Многие считают его отчаянным новатором, другие, наоборот, неисправимым консерватором, приверженцем отживших принципов в науке. Ему приписывают легкомыслие, суровую нетерпимость к взглядам других и непростительную склонность к поспешным заключениям.
Нельзя факел правды пронести через толпу, не опалив никому бороды. Лысенко отлично это знает и сносит подчас незаслуженные обиды.
Ни в чем предосудительном противники не могут его заподозрить. Безукоризненно честный в своих отношениях к науке и к людям, он сурово осудит все, что может вызвать подозрения и кривотолки. Когда Колесник однажды заявил на заседании представителям печати, что чеканка хлопчатника повышает урожай до шести — восьми центнеров на гектаре, Лысенко резко оборвал его:
— Зачем вы так говорите? Шесть — восемь центнеров были получены лишь в отдельных колхозах. Что подумают газеты о нас? Честно скажите, сколько центнеров в среднем прибавлял гектар чеканного поля? Ведь не больше двух центнеров, так ведь?

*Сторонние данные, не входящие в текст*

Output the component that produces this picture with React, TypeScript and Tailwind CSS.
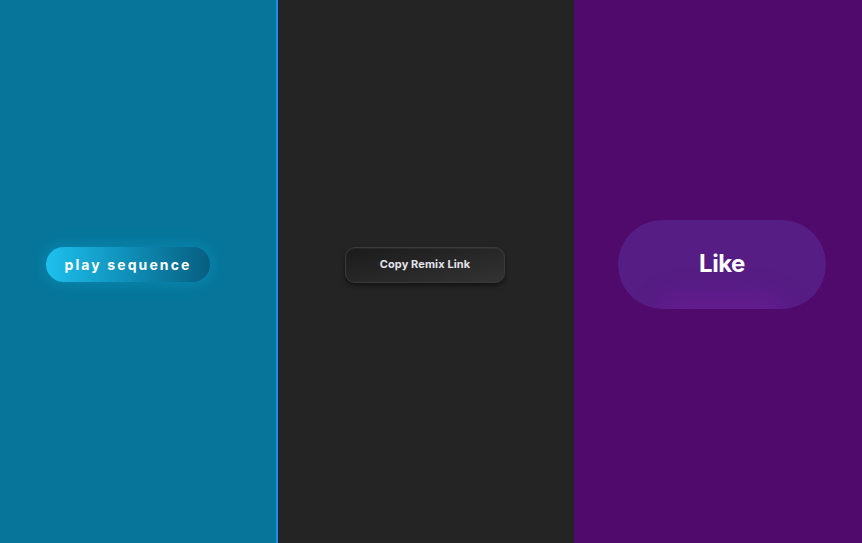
import React from "react";

export default function App() {
  return (
    <div
      className="flex h-[543px] w-[862px] overflow-hidden"
      style={{ fontFamily: "Inter, 'Liberation Sans', sans-serif" }}
    >
      {/* Teal panel */}
      <div className="flex h-full w-[276px] shrink-0 items-center justify-center bg-[#067599]">
        <button className="ml-[-20px] mt-[-14px] flex h-[35px] w-[164px] items-center justify-center rounded-full bg-gradient-to-r from-[#1ec0ee] via-[#0f8fb8] to-[#075e80] text-[14px] font-bold tracking-[0.15em] text-white shadow-[0_0_14px_4px_rgba(20,160,210,0.35)]">
          play sequence
        </button>
      </div>

      {/* Divider */}
      <div className="h-full w-[2px] shrink-0 bg-[#1e8fef]" />

      {/* Dark panel */}
      <div className="flex h-full w-[296px] shrink-0 items-center justify-center bg-[#242424]">
        <button className="ml-[-2px] mt-[-14px] flex h-[36px] w-[160px] items-center justify-center rounded-[10px] border border-[#3a3a3a] bg-gradient-to-br from-[#1b1b1b] to-[#333333] text-[11px] font-bold tracking-[0.01em] text-[#e4e4ec] shadow-[0_3px_4px_rgba(0,0,0,0.45),inset_0_1px_1px_rgba(255,255,255,0.06)]">
          Copy Remix Link
        </button>
      </div>

      {/* Purple panel */}
      <div className="flex h-full flex-1 items-center justify-center bg-[#4f0a6b]">
        <button className="relative ml-[8px] mt-[-15px] flex h-[89px] w-[208px] items-center justify-center overflow-hidden rounded-full bg-[#561d84]">
          <span className="pointer-events-none absolute bottom-[-34px] left-1/2 h-[46px] w-[130px] -translate-x-1/2 rounded-full bg-[#7a1aa0] opacity-45 blur-[14px]" />
          <span className="relative text-[24px] font-bold tracking-[-0.02em] text-white">Like</span>
        </button>
      </div>
    </div>
  );
}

Никто не знает, с каким трудом дается ему каждое решение, как мучителен и сложен его труд. Увлеченный новой идеей, он становится ее пленником. Она вырывает его из круга повседневных интересов, вытесняет из его сердца все, чем он жил. Вчерашние помощники, эксперименты, планы, которыми он дорожил, теперь ему безразличны. Его занимает сейчас другая идея, и ничто больше его не интересует.
Решения ученого приходят не сразу, ни тени поспешности в них. У каждой идеи свои этапы, всему свой черед и пора. Увлекшись мыслью сеять хлеб по стерне, он раньше изучает влияние мороза на семена, исследует источники влаги, степень прохождения воздуха в почву и в самом конце — меры борьбы с сорняками. После первого удачного урожая он ставит себе следующую цель: повысить плодородие почвы…
— Мы не можем похвастать большими рекордами, — говорит Лысенко друзьям, — но ведь никто еще на свете не ставил себе цели получать на стерне какой бы то ни было урожай.
Раз поверив в результаты своих исследований, он никому не позволит усомниться в них. «Некоторым не нравится, — иронизирует он, — что посев по стерне, по невспаханной почве, мы называем наукой. А все-таки это так: мы сделали научное открытие. Впервые посеяли — вышло неплохо, во второй раз — получилось значительно лучше, теперь у нас будет превосходно. Из маленьких пакетиков привезенных семян выросли мешки полновесной пшеницы. Раньше происходило наоборот: ее привозили из России мешками, а оставались пакетики семян…»
На вопрос, не собирается ли он сеять по необработанной стерне пять лет без перерыва, он пожимает плечами: «Почему только пять, а не двадцать? Будем сеять так до тех пор, пока нам практика не скажет — сколько лет на стерне урожаи нарастают и когда они начинают спадать. Ничего от этих опытов мы не теряем: взращивать на невспаханной земле всегда выгоднее, чем на пашне».
Мысль о пользе, о практическом приложении научной идеи не оставляет его в пору самых отвлеченных исканий. Теория, лишенная полезного приложения, никогда его не увлечет. Даже качество метода, пригодность его для науки определяется тем, в какой мере он прост и доступен для всех.
— Ошибаются те, кто думает, что я неосторожен в советах, — говорит своим сотрудникам Лысенко. — Одно дело — эксперимент на делянке, а другое — интересы народного хозяйства. Наука может давать лишь самые проверенные рекомендации. Мы никому не советовали сеять на заведомо засоренных полях, засевать один и тот же невспаханный участок два года подряд, а ведь у себя мы убедились, что это возможно. Убедившись на практике, что по стерне можно сеять три года без перерыва, получая все более высокий урожай, почему не посоветовать сеять по стерне один только раз? Установив на делянках, что сорта яровой и южной озимой пшеницы вызревают в степных районах Сибири, много ли надо храбрости, чтобы посоветовать практикам сеять одни лишь морозостойкие сорта?